We're moving our Dev environment to a new domain for some unfathomable corporate reason, and it's going to be a major headache. Among our 20+ SQL Servers in the environment, we've got a few SQL 2005 clusters. According to Microsoft, we can't move them without uninstalling SQL.
Needless to say, this would add more pain to the migration process. It wouldn't be the end of the world, but this is weekend work, and uninstalling and re-installing a couple active/active SQL clusters is just the thing to turn 1 day of work into 2+.
However, I think they're wrong.
I built two virtual machines on VMWare Server, added them to a cluster (see Repeatable Read for instructions on creating shared disks in VMWare) on our current domain, and created some databases. Verified failover capability and connectivity.

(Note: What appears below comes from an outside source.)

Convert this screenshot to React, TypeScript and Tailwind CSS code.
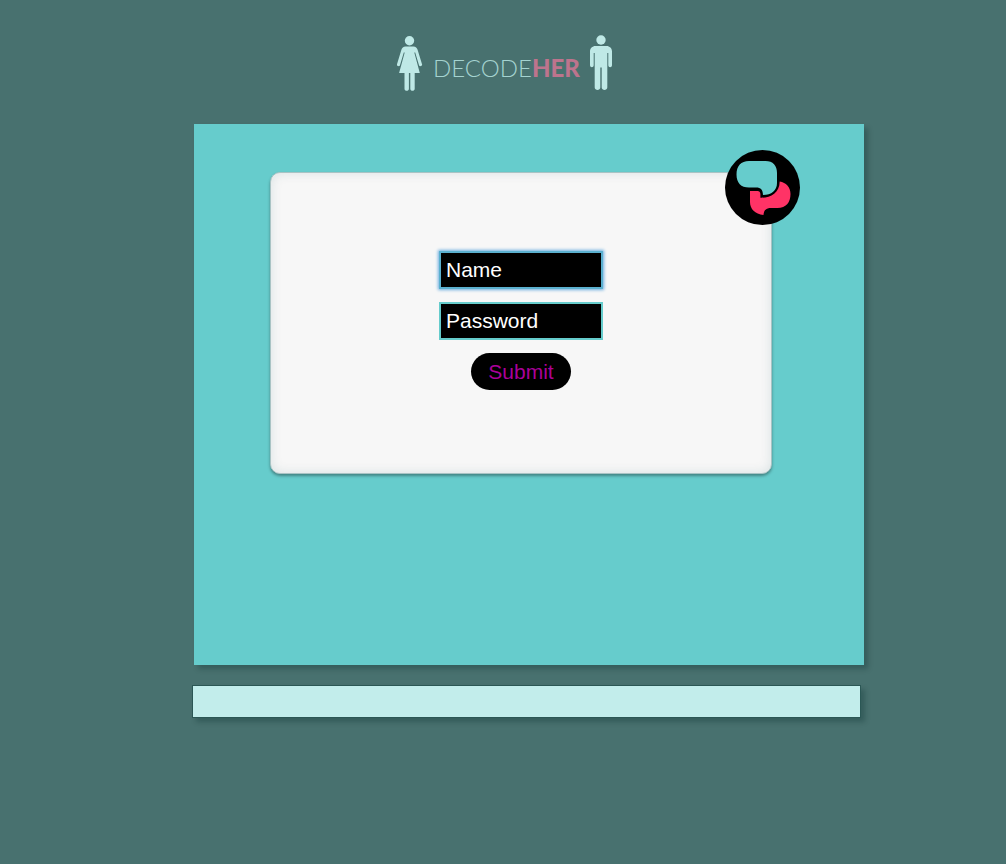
import React from "react";

function WomanIcon() {
  return (
    <svg viewBox="0 0 26 56" className="h-14 w-[26px] fill-[#bfe9e6]" aria-hidden="true">
      <circle cx="12.500" cy="5.700" r="4.700" />
      <path d="M8.500 11.500h8c2.200 0 3.500 1.300 4.100 3.200l4.500 14.800c.4 1.400-2.500 2.400-3 .9L18.200 17.500h-.9l5.500 20.500h-5.100v15.800c0 2.700-4.400 2.700-4.400 0V38h-1.400v15.800c0 2.700-4.400 2.700-4.400 0V38H2.100L7.700 17.500h-.9L2.900 30.400c-.5 1.500-3.400.5-3-.9l4.500-14.800C5 12.800 6.300 11.500 8.500 11.500z" />
    </svg>
  );
}

function ManIcon() {
  return (
    <svg viewBox="0 0 22 56" className="h-14 w-[22px] fill-[#bfe9e6]" aria-hidden="true">
      <circle cx="11" cy="5" r="4.700" />
      <path d="M5.500 11h11c3.200 0 5.500 2.300 5.500 5.500v13.700c0 2.600-3.700 2.600-3.700 0V18h-1v34.500c0 3.300-5.600 3.300-5.600 0V32.500h-1.400v20c0 3.300-5.600 3.300-5.600 0V18h-1v12.200c0 2.600-3.700 2.600-3.700 0V16.500C0 13.300 2.300 11 5.500 11z" />
    </svg>
  );
}

function ChatBadge() {
  return (
    <svg viewBox="0 0 75 75" className="absolute -top-[23px] -right-[29px] size-[75px]" aria-hidden="true">
      <circle cx="37.500" cy="37.500" r="37.500" fill="#000" />
      <path
        d="M25 41h7.500c1.800 0 2.800 1 2.900 3v3.700C45 48 54.500 43.500 54.700 31.500 61 32.500 65.500 37 65.500 44c0 8.500-4.500 14-13 14H46c-5 0-7 2-7.500 7C30 64 25 59 25 52z"
        fill="#ff3366"
      />
      <path
        d="M24 11h16.500C48 11 52 15.500 52 23v10c0 7.500-5.500 12-14 12-.3-5.500-2-7.500-7-7.500h-7C16 37.500 11.500 33 11.500 24.500S16 11 24 11z"
        fill="#66cccc"
      />
    </svg>
  );
}

const fieldClass =
  "h-[38px] w-[164px] border-2 bg-black px-[5px] text-[21px] text-white outline-none placeholder:text-white placeholder:opacity-100";

export default function App() {
  return (
    <div className="min-h-screen bg-[#48716f] font-['Liberation_Sans',Arial,sans-serif]">
      <header className="flex justify-center pt-[35px] pl-[3px]">
        <a href="#" className="flex items-start gap-[10px]">
          <WomanIcon />
          <span className="pt-[17px] font-['Lato_Light','Lato',sans-serif] text-2xl leading-8 font-normal text-[#a5d3d0]">
            DECODE<span className="font-['Lato',sans-serif] font-black text-[#bd748d]">HER</span>
          </span>
          <ManIcon />
        </a>
      </header>

      <div className="pt-[33px] pl-[52px]">
        <div className="mx-auto max-w-[670px]">
          <main className="min-h-[541px] bg-[#66cccc] pt-12 pr-[92px] pl-[76px] shadow-[4px_4px_5px_rgba(0,40,40,0.28)]">
            <section className="relative rounded-[10px] border border-[#a9c3c4] bg-[#f7f7f7] pt-[78px] pb-[83px] shadow-[0_2px_3px_rgba(0,0,0,0.35),inset_0_0_12px_rgba(0,80,90,0.12)]">
              <form className="flex flex-col items-center gap-[13px]" onSubmit={(e) => e.preventDefault()}>
                <input
                  type="text"
                  aria-label="Name"
                  placeholder="Name"
                  className={`${fieldClass} border-[#5bb0cf] shadow-[0_0_3px_1px_#6caee0]`}
                />
                <input
                  type="password"
                  aria-label="Password"
                  placeholder="Password"
                  className={`${fieldClass} border-[#66cccc]`}
                />
                <button
                  type="submit"
                  className="h-[37px] w-[100px] rounded-full bg-black text-[21px] leading-[37px] text-[#aa0099]"
                >
                  Submit
                </button>
              </form>
              <ChatBadge />
            </section>
          </main>
          <footer className="mt-5 mr-[3px] -ml-[2px] h-[33px] border border-[#2b5755] bg-[#c2edeb] shadow-[4px_4px_5px_rgba(0,40,40,0.28)]" />
        </div>
      </div>
    </div>
  );
}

Then I moved both nodes to the new domain using the following steps:
1) Take all cluster resources offline (except the quorum, which cannot be taken offline)
2) Stop the cluster service on both nodes
3) Change the cluster service startup type to Manual
4) Change the domain of each machine to the new domain and reboot
5) After reboot, on each machine, change the cluster and SQL service accounts to accounts in the new domain
6) Run gpedit.msc or otherwise access Local Security Policy Settings (see below), and grant the following rights:
Cluster Service Account
Act as part of the operating system
Adjust memory quotas for a process
Increase scheduling priority
Manage auditing and security log
Restore files and directories
SQL Service Account
Adjust memory quotas for a process
Lock pages in memory
Log on as a batch job
Log on as a service
Replace a process level token
7) Add the cluster and SQL service accounts to the local Adminstrators group. NOTE: This should not be necessary for SQL, and I will update this with the minimum required permissions as soon as I sort them out. It is necessary for the cluster account, however.
8) Start the cluster service on both machines
9) Bring cluster resources online
10) Go enjoy the rest of your weekend
If you missed some permissions, the cluster service will likely fail to start with an error 7023 or 1321, and will helpfully output an error in the system log with eventId 1234 that contains a list of the necessary user rights that still need to be assigned. Now that's error reporting!
Comprehensive testing is still pending, but the preliminary results look good. After this process, SQL Server comes online on my test cluster, as do SQL Agent and Fulltext. I don't have any machines on the new domain with SQL Management Studio installed, but I could connect to SQL using osql directly on one of the cluster nodes. If anyone out there has any different experiences or comments, I'd love to hear them.
My previous post left out one small but significant detail: the domain groups under which the SQL Server service accounts run. When one installs SQL 2005 on a cluster, the setup program requires domain groups to be entered for each service account. So for example:
SQL Server service account: OLDDOMAIN\SQLService
SQL Agent service account: OLDDOMAIN\SQLAgentService
SQL Browser service account: OLDDOMAIN\SQLBrowserService
Then it comes time to move your cluster, and you've followed my steps above or done your own hacking, and you've changed the service accounts to NEWDOMAIN\SQLService and so on. But the domain groups remain the same. Your cluster will come online and fail over and operate fine, but you won't be able to change it.
This was made evident when I tried to add a node to an existing cluster after moving it to a new domain. It gave me a message like "Cannot add NEWDOMAIN\SQLService to OLDDOMAIN\SQLServiceGroup." Arrgh. Microsoft had already claimed that this was not supported, so I suppose I shouldn't have been surprised.
So I started searching for the reference to OLDDOMAIN\SQLServiceGroup. And couldn't find it. Not in a config file, or a system table (I know, that was dumb, but I was desperate), or the registry, where I expected to find it. Eventually, I started combing the registry key by key within the SQL hives and came across this in HKLM\SOFTWARE\Microsoft\Microsoft SQL Server\MSSQL.1\Setup...
(okay, I tried to upload another image here to illustrate, but Blogger hates me, so screw it.)
The keys AGTGroup, FTSGroup, and SQLGroup contain the SIDs for whatever OLDDOMAIN groups you set up when installing SQL. Find the SIDs for your new domain groups (the VBScript below is how I did it), enter those in place of the old ones, restart SQL, and your cluster is moved. You should now be able to add or remove nodes, install hotfixes, etc. You'll need to update the SIDs for each SQL installation (MSSQL.2, MSSQL.3, etc.)
As with any unsupported operation, your mileage may vary, but let me know if you have a different experience with this or you run into additional problems.